▶ [Problem to solve]
In the listing below, find every line with the string "screenshot" and pull it out.

▶ [Material]
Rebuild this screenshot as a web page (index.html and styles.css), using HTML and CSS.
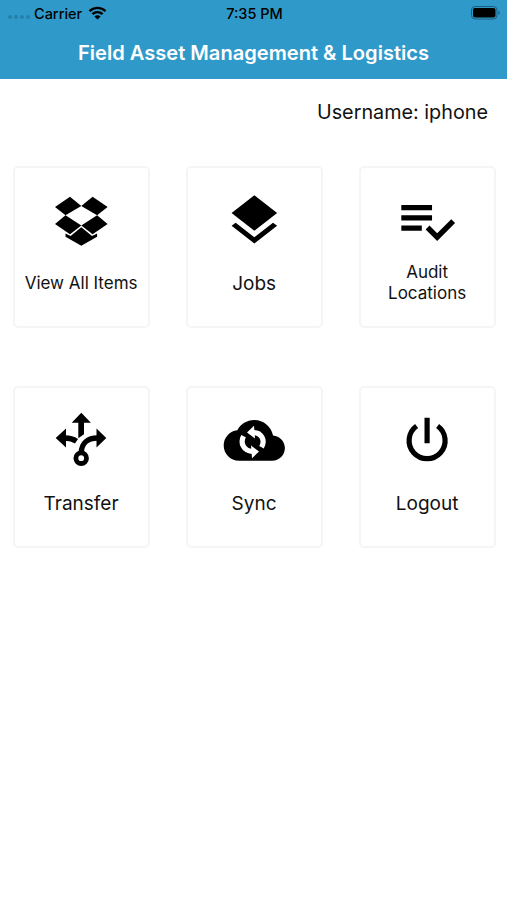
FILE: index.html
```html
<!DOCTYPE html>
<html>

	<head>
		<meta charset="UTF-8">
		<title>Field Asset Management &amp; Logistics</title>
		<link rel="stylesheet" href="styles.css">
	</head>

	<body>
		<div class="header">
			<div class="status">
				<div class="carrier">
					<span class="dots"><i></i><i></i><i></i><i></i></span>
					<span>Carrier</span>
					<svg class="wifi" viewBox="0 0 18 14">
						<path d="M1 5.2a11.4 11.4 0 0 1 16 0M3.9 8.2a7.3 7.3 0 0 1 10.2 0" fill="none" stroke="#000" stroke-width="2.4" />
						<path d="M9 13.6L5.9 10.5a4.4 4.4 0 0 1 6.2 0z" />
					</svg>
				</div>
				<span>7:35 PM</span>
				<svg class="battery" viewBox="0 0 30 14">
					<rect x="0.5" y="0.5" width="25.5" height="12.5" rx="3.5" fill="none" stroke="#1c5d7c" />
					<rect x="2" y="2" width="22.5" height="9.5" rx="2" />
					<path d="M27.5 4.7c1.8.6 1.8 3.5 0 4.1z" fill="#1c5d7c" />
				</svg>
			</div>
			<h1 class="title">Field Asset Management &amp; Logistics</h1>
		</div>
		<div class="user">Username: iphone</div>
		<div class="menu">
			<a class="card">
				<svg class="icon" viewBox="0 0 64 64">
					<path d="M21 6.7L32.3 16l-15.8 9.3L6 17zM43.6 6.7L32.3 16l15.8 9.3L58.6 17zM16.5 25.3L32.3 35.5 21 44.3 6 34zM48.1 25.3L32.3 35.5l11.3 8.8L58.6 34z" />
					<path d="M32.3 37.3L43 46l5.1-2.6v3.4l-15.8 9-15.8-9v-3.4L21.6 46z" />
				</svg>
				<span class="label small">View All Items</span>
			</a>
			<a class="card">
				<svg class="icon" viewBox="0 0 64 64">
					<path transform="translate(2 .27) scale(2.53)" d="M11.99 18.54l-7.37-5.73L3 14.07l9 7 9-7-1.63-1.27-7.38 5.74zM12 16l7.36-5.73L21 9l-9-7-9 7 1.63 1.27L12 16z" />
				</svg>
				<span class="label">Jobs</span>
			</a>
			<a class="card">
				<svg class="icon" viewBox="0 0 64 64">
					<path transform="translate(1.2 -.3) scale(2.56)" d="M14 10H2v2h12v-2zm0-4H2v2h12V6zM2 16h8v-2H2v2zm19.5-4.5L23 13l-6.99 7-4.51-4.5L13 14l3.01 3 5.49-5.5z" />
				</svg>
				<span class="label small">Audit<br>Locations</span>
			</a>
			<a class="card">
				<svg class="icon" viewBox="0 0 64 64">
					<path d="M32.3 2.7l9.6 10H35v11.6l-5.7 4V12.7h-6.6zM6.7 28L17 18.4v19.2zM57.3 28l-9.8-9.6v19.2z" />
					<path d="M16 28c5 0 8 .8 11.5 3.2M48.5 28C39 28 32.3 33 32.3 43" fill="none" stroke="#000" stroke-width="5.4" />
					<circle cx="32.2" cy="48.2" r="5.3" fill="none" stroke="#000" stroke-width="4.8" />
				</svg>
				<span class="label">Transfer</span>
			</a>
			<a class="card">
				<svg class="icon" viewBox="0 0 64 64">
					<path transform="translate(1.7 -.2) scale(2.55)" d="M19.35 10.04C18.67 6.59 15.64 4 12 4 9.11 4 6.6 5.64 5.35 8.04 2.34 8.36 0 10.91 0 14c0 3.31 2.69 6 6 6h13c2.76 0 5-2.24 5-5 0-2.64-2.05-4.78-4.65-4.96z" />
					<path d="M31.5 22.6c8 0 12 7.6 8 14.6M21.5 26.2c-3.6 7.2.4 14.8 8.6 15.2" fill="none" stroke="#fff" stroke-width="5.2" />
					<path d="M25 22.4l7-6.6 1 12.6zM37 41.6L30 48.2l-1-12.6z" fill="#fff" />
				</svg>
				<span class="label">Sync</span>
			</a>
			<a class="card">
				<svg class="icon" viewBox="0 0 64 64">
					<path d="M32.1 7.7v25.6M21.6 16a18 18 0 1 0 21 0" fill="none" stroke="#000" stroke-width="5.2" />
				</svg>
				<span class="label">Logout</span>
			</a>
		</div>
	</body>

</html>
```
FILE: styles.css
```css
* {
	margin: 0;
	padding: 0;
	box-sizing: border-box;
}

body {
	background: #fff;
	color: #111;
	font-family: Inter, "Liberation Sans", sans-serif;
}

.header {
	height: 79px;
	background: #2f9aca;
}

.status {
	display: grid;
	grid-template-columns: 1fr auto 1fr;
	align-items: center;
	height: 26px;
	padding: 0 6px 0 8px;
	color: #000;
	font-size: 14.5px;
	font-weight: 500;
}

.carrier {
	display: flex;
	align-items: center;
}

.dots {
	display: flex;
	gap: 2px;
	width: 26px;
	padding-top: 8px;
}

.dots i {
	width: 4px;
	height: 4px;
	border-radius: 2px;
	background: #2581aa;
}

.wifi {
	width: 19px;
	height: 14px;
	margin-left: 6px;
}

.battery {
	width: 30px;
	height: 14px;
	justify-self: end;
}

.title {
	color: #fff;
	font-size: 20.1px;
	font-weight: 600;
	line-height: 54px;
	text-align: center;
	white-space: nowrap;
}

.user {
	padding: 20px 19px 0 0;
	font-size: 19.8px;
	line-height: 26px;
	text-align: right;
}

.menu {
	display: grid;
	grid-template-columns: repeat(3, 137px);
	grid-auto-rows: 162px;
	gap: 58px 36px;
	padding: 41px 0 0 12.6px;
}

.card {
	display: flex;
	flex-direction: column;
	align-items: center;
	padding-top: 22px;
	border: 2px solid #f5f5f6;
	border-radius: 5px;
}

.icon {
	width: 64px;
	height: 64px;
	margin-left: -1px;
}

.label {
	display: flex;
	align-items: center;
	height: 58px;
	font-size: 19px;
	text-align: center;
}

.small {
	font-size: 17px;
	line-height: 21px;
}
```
---
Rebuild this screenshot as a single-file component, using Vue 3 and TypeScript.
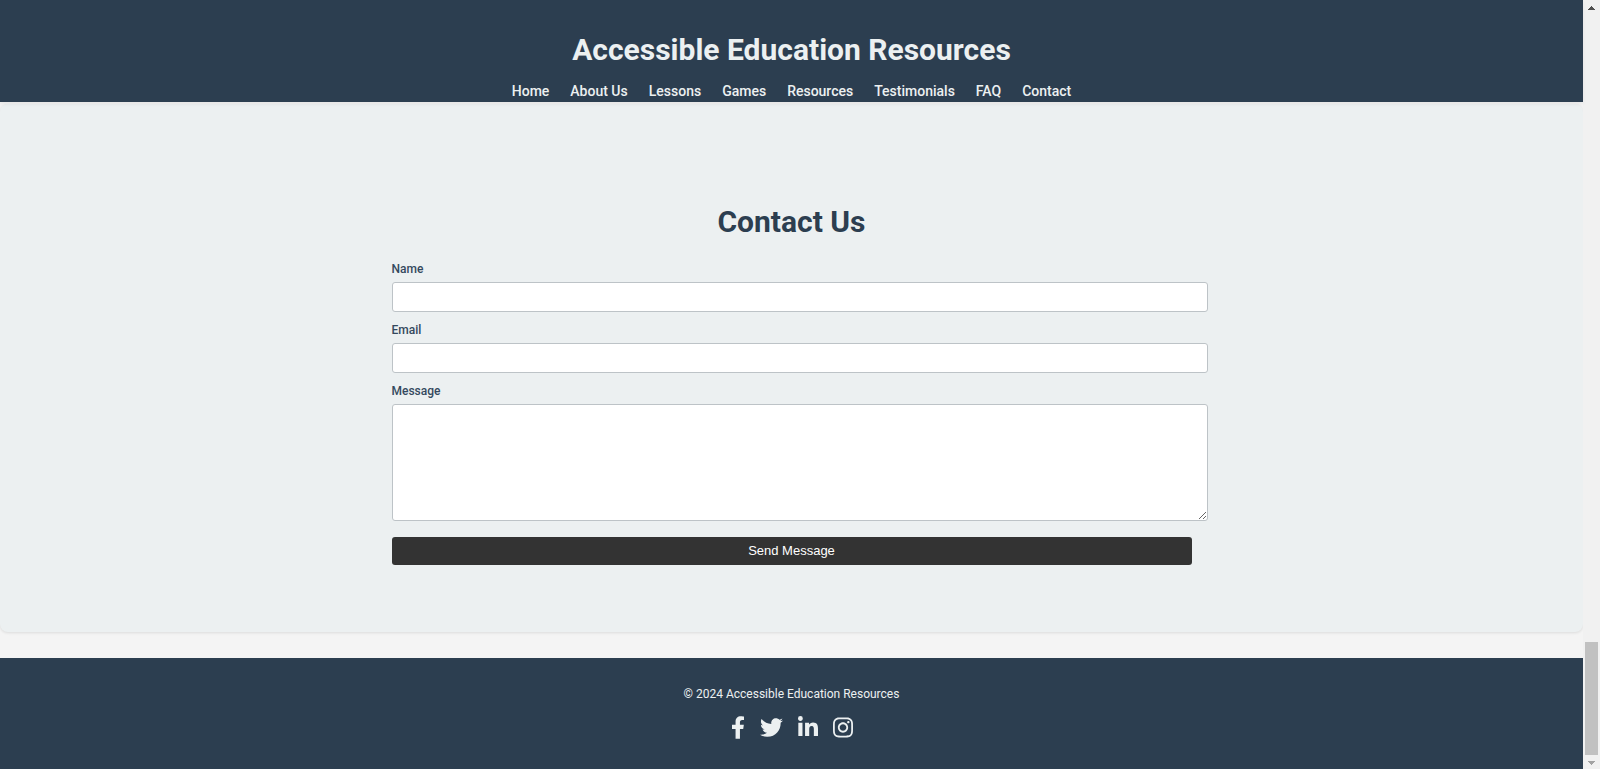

▶ [Task output]
Rebuild this screenshot as a web page (index.html and styles.css), using HTML and CSS.
Rebuild this screenshot as a single-file component, using Vue 3 and TypeScript.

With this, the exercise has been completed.